TO DO → Your task is to locate every line holding the string "this" and to copy each of them.

SUPPLIED INFORMATION →
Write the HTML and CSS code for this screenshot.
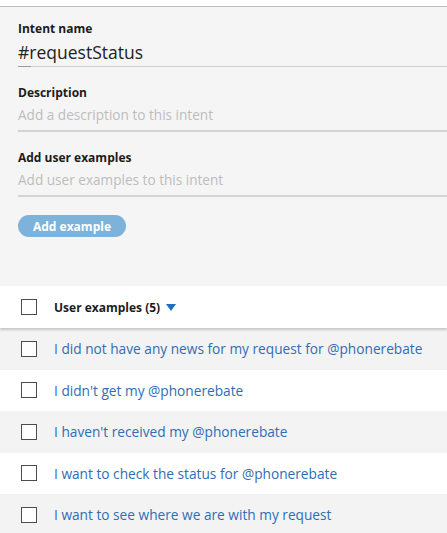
FILE: index.html
```html
<!DOCTYPE html>
<html>
<head>
<meta charset="utf-8">
<link rel="stylesheet" href="styles.css">
</head>
<body>
<div class="panel">
  <div class="field">
    <div class="label">Intent name</div>
    <div class="input title">#requestStatus</div>
  </div>
  <div class="field">
    <div class="label">Description</div>
    <div class="input placeholder">Add a description to this intent</div>
  </div>
  <div class="field">
    <div class="label">Add user examples</div>
    <div class="input placeholder">Add user examples to this intent</div>
  </div>
  <button class="btn">Add example</button>
</div>
<div class="list">
  <div class="row header">
    <span class="box"></span>
    <span class="head-text">User examples (5)</span>
    <svg class="tri" width="10" height="7" viewBox="0 0 10 7"><path d="M0 0 H10 L5 7 Z" fill="#1f6fc0"/></svg>
  </div>
  <div class="row alt"><span class="box"></span><span class="ex">I did not have any news for my request for @phonerebate</span></div>
  <div class="row"><span class="box"></span><span class="ex">I didn't get my @phonerebate</span></div>
  <div class="row alt"><span class="box"></span><span class="ex">I haven't received my @phonerebate</span></div>
  <div class="row"><span class="box"></span><span class="ex">I want to check the status for @phonerebate</span></div>
  <div class="row alt"><span class="box"></span><span class="ex">I want to see where we are with my request</span></div>
</div>
</body>
</html>
```
FILE: styles.css
```css
html, body {
  margin: 0;
  padding: 0;
  background: #fff;
  font-family: "Open Sans", "Noto Sans", sans-serif;
}
body { overflow: hidden; }
.panel {
  margin-top: 6px;
  border-top: 1px solid #bcbcbc;
  background: #f5f5f5;
  padding: 14px 0 49px 18px;
}
.field { margin-bottom: 18px; }
.label {
  font-size: 12px;
  line-height: 16px;
  font-weight: 700;
  color: #1c1c1c;
}
.input {
  position: relative;
}
.title {
  margin-top: 3px;
  font-size: 17.5px;
  line-height: 24px;
  color: #222;
  padding-bottom: 2px;
  border-bottom: 1px solid #cdcdcd;
}
.title::after {
  content: "";
  position: absolute;
  left: 0;
  bottom: -1px;
  width: 13px;
  height: 1px;
  background: #9a9a9a;
}
.placeholder {
  margin-top: 4px;
  font-size: 13.6px;
  line-height: 20px;
  color: #bdbdbd;
  padding-bottom: 5px;
  border-bottom: 2px solid #d4d4d4;
}
.btn {
  display: block;
  margin-top: 1px;
  width: 108px;
  height: 22px;
  border: none;
  border-radius: 11px;
  background: #7db3da;
  color: #fff;
  font-family: inherit;
  font-size: 12px;
  font-weight: 700;
  padding: 0;
}
.list { background: #fff; }
.row {
  display: flex;
  align-items: center;
  height: 41.5px;
  padding-left: 21px;
}
.row.alt { background: #f3f3f3; }
.header {
  height: 42px;
  background: #fff;
  box-shadow: 0 2px 2px rgba(0,0,0,0.18);
  position: relative;
}
.box {
  width: 14px;
  height: 14px;
  border: 1px solid #4d4d4d;
  background: #fff;
  flex: none;
}
.head-text {
  margin-left: 17px;
  font-size: 12px;
  font-weight: 700;
  color: #1c1c1c;
}
.tri { margin-left: 6px; }
.ex {
  margin-left: 17px;
  font-size: 13.7px;
  color: #2f6db4;
  white-space: nowrap;
}
```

WRITTEN RESPONSE →
Write the HTML and CSS code for this screenshot.
    <div class="input placeholder">Add a description to this intent</div>
    <div class="input placeholder">Add user examples to this intent</div>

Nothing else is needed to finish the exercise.